You are provided with several sticks, each with a specific positive integer length contained within an array called sticks. Each element in this array, sticks[i], represents the length of the i-th stick. To form a single stick from these individual sticks, you can combine any two sticks of lengths x and y, which incurs a cost equivalent to x + y. This process is repeated until only one stick remains. The task is to determine the minimal total cost required to combine all sticks into one using this method.

Examples

Example 1

Input:

sticks = [2,4,3]

Output:

14

Explanation:

You start with sticks = [2,4,3].
1. Combine sticks 2 and 3 for a cost of 2 + 3 = 5. Now you have sticks = [5,4].
2. Combine sticks 5 and 4 for a cost of 5 + 4 = 9. Now you have sticks = [9].
There is only one stick left, so you are done. The total cost is 5 + 9 = 14.

Example 2

Input:

sticks = [1,8,3,5]

Output:

30

Explanation:

You start with sticks = [1,8,3,5].
1. Combine sticks 1 and 3 for a cost of 1 + 3 = 4. Now you have sticks = [4,8,5].
2. Combine sticks 4 and 5 for a cost of 4 + 5 = 9. Now you have sticks = [9,8].
3. Combine sticks 9 and 8 for a cost of 9 + 8 = 17. Now you have sticks = [17].
There is only one stick left, so you are done.
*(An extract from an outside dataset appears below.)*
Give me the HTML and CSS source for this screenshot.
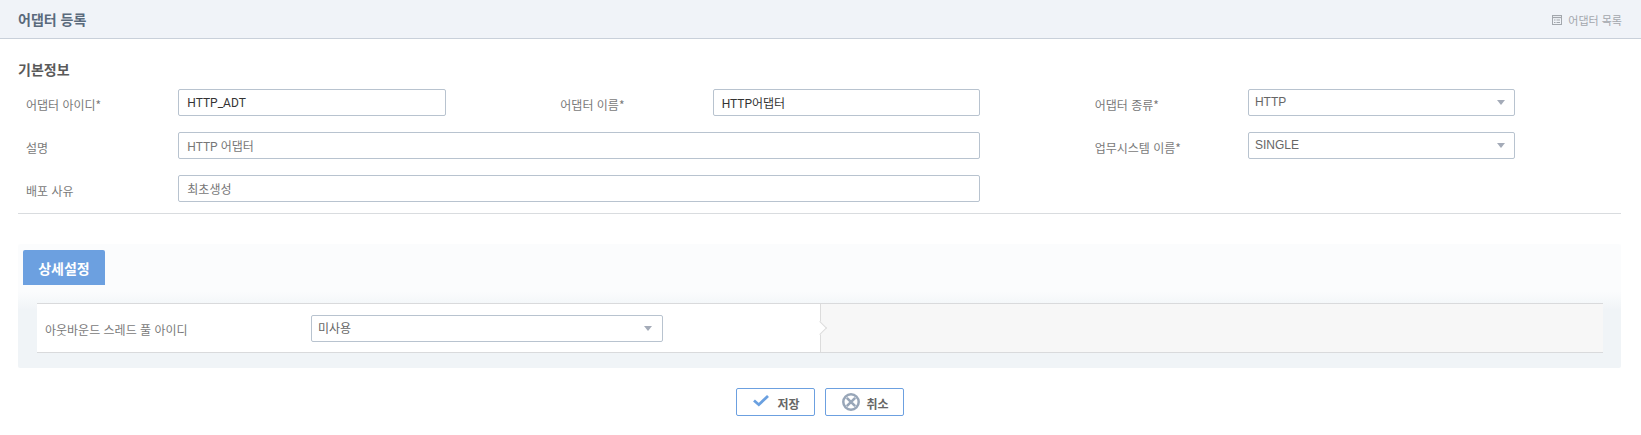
FILE: index.html
```html
<!DOCTYPE html>
<html lang="ko">
<head>
<meta charset="utf-8">
<title>어댑터 등록</title>
<link rel="stylesheet" href="styles.css">
</head>
<body>
<header class="page-head">
  <h1 class="page-title">어댑터 등록</h1>
  <a class="list-link" href="#">
    <svg class="list-icon" width="10" height="10" viewBox="0 0 10 10" aria-hidden="true">
      <rect x="0.5" y="0.5" width="9" height="9" fill="none" stroke="#a3a7ad"/>
      <path d="M0.5 2.5h9" stroke="#a3a7ad" stroke-width="1.2" fill="none"/>
      <path d="M2 5h1.5M2 7.5h1.5M4.5 5h3.5M4.5 7.5h3.5" stroke="#a3a7ad" fill="none"/>
    </svg>
    어댑터 목록
  </a>
</header>
<main class="content">
  <h2 class="section-title">기본정보</h2>
  <div class="form-grid">
    <div class="field"><label class="label">어댑터 아이디*</label><input class="input editable" value="HTTP_ADT"></div>
    <div class="field"><label class="label">어댑터 이름*</label><input class="input editable" value="HTTP어댑터"></div>
    <div class="field"><label class="label">어댑터 종류*</label><div class="select-wrap"><select class="select"><option>HTTP</option></select></div></div>
    <div class="field span-2"><label class="label">설명</label><input class="input" value="HTTP 어댑터"></div>
    <div class="field"><label class="label">업무시스템 이름*</label><div class="select-wrap"><select class="select"><option>SINGLE</option></select></div></div>
    <div class="field span-2"><label class="label">배포 사유</label><input class="input" value="최초생성"></div>
  </div>
  <section class="detail-panel">
    <div class="tab">상세설정</div>
    <div class="detail-row">
      <div class="detail-left">
        <label class="detail-label">아웃바운드 스레드 풀 아이디</label>
        <div class="select-wrap detail-select"><select class="select kr"><option>미사용</option></select></div>
      </div>
      <div class="detail-right"></div>
    </div>
  </section>
  <div class="actions">
    <button class="btn btn-save" type="button">
      <svg width="16" height="12" viewBox="0 0 16 12" aria-hidden="true"><path d="M1 5.5l4.8 4.2L15 1" fill="none" stroke="#6aa0e0" stroke-width="2.8"/></svg>
      <span class="btn-text">저장</span>
    </button>
    <button class="btn btn-cancel" type="button">
      <svg width="18" height="18" viewBox="0 0 18 18" aria-hidden="true"><circle cx="9" cy="9" r="7.7" fill="none" stroke="#98a6b8" stroke-width="2.5"/><path d="M4.8 4.8l8.4 8.4M13.2 4.8l-8.4 8.4" stroke="#98a6b8" stroke-width="2.6" fill="none"/></svg>
      <span class="btn-text">취소</span>
    </button>
  </div>
</main>
</body>
</html>
```
FILE: styles.css
```css
* { box-sizing: border-box; }
html, body { margin: 0; padding: 0; }
body {
  background: #fff;
  font-family: "Noto Sans CJK KR", "Noto Sans", Roboto, sans-serif;
  font-size: 12px;
  color: #666;
}
.page-head {
  height: 39px;
  background: #f0f3f8;
  border-bottom: 1px solid #c9d0da;
  display: flex;
  align-items: center;
  justify-content: space-between;
  padding: 0 19px 0 18px;
}
.page-title {
  margin: 0;
  font-size: 14px;
  font-weight: 700;
  color: #5a6a7c;
}
.list-link {
  display: flex;
  align-items: center;
  gap: 6px;
  padding-top: 2px;
  color: #a3a7ad;
  font-size: 11px;
  text-decoration: none;
}
.content { padding: 0 20px 0 18px; }
.section-title {
  margin: 20px 0 0;
  height: 20px;
  line-height: 20px;
  font-size: 14px;
  font-weight: 700;
  color: #5a5a5a;
}
.form-grid {
  display: grid;
  grid-template-columns: repeat(3, 534.33px);
  row-gap: 16px;
  margin-top: 10px;
  padding-bottom: 11px;
  border-bottom: 1px solid #d9dcdf;
}
.field { display: flex; align-items: center; }
.span-2 { grid-column: span 2; }
.form-grid .select-wrap { margin-left: 1px; }
.label {
  width: 160.3px;
  flex: none;
  padding: 3px 0 0 8px;
  color: #7a7a7a;
  font-size: 12px;
}
.input, .select-wrap { width: 267.5px; height: 27px; }
.span-2 .input { width: 802px; }
.input {
  border: 1px solid #b8c3cf;
  border-radius: 2px;
  padding: 0 8px;
  background: #fff;
  font: 12px Roboto, "Noto Sans CJK KR", sans-serif;
  color: #777;
  outline: none;
}
.input.editable { color: #333; }
.select-wrap { position: relative; }
.select-wrap::after {
  content: "";
  position: absolute;
  right: 10px;
  top: 11px;
  border-left: 4.5px solid transparent;
  border-right: 4.5px solid transparent;
  border-top: 5px solid #a4abb8;
  pointer-events: none;
}
.detail-select::after { right: 11px; }
.select {
  appearance: none;
  width: 100%;
  height: 100%;
  border: 1px solid #b8c3cf;
  border-radius: 2px;
  background: #fff;
  padding: 0 6px 2px;
  font: 12px "Liberation Sans", "Noto Sans CJK KR", sans-serif;
  color: #666;
  outline: none;
}
.select.kr { font-family: "Noto Sans CJK KR", sans-serif; }
.detail-panel {
  margin-top: 30px;
  height: 124px;
  border-radius: 2px;
  padding: 6px 18px 0 5px;
  background: linear-gradient(#fbfcfd 0, #fbfcfd 48px, #f0f4f7 66px);
}
.tab {
  width: 82px;
  height: 35px;
  background: #6ca0e0;
  border-radius: 2px 2px 0 0;
  color: #fff;
  font-size: 14px;
  font-weight: 700;
  display: flex;
  align-items: center;
  justify-content: center;
}
.detail-row {
  margin: 18px 0 0 14px;
  height: 50px;
  display: flex;
  border-top: 1px solid #d9dadc;
  border-bottom: 1px solid #d9dadc;
}
.detail-left {
  width: 784px;
  background: #fff;
  display: flex;
  align-items: center;
  padding-left: 8px;
  position: relative;
  border-right: 1px solid #dcdcdc;
}
.detail-left::after {
  content: "";
  position: absolute;
  right: -5px;
  top: 19px;
  width: 9px;
  height: 9px;
  background: #fff;
  border-top: 1px solid #dcdcdc;
  border-right: 1px solid #dcdcdc;
  transform: rotate(45deg);
}
.detail-label { width: 266px; flex: none; color: #7a7a7a; font-size: 12px; padding-top: 2px; }
.detail-select { width: 352px; }
.detail-right { flex: 1; background: #f7f7f7; }
.actions {
  display: flex;
  justify-content: center;
  gap: 10px;
  margin-top: 20px;
}
.btn {
  width: 79px;
  height: 28px;
  border: 1px solid #6ca0e0;
  border-radius: 2px;
  background: #fff;
  display: flex;
  align-items: center;
  justify-content: flex-start;
  padding: 0 0 0 16px;
  font: 700 12px "Noto Sans CJK KR", sans-serif;
  color: #666;
}
.btn-save { gap: 9px; }
.btn-cancel { gap: 7px; }
.btn-save svg { margin-bottom: 3px; }
.btn-text { padding-top: 3px; }
```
The total cost is 4 + 9 + 17 = 30.

Example 3

Input:

sticks = [5]

Output:

0

Explanation:

There is only one stick, so you don't need to do anything. The total cost is 0.

Constraints

  • 1 <= sticks.length <= 10^4
  • 1 <= sticks[i] <= 10^4

Approach and Intuition

To solve the problem of combining sticks with minimal cost, we need an efficient strategy. Simply combining sticks arbitrarily could result in a higher total cost. The optimal strategy is based on the following principle:

Minimum Heap Approach (Priority Queue)

A minimum heap, or priority queue, is ideal here because it allows us to efficiently retrieve and combine the two smallest sticks at each step — which is key to achieving the minimum total cost.

Algorithm Steps

  1. Insert all sticks into a minimum heap. The smallest values will always be on top of the heap.

  2. While more than one stick remains:

    • Remove the two smallest sticks x and y from the heap.
    • Combine them with a cost of x + y.
    • Add this cost to the running total.
    • Insert the combined stick (x + y) back into the heap.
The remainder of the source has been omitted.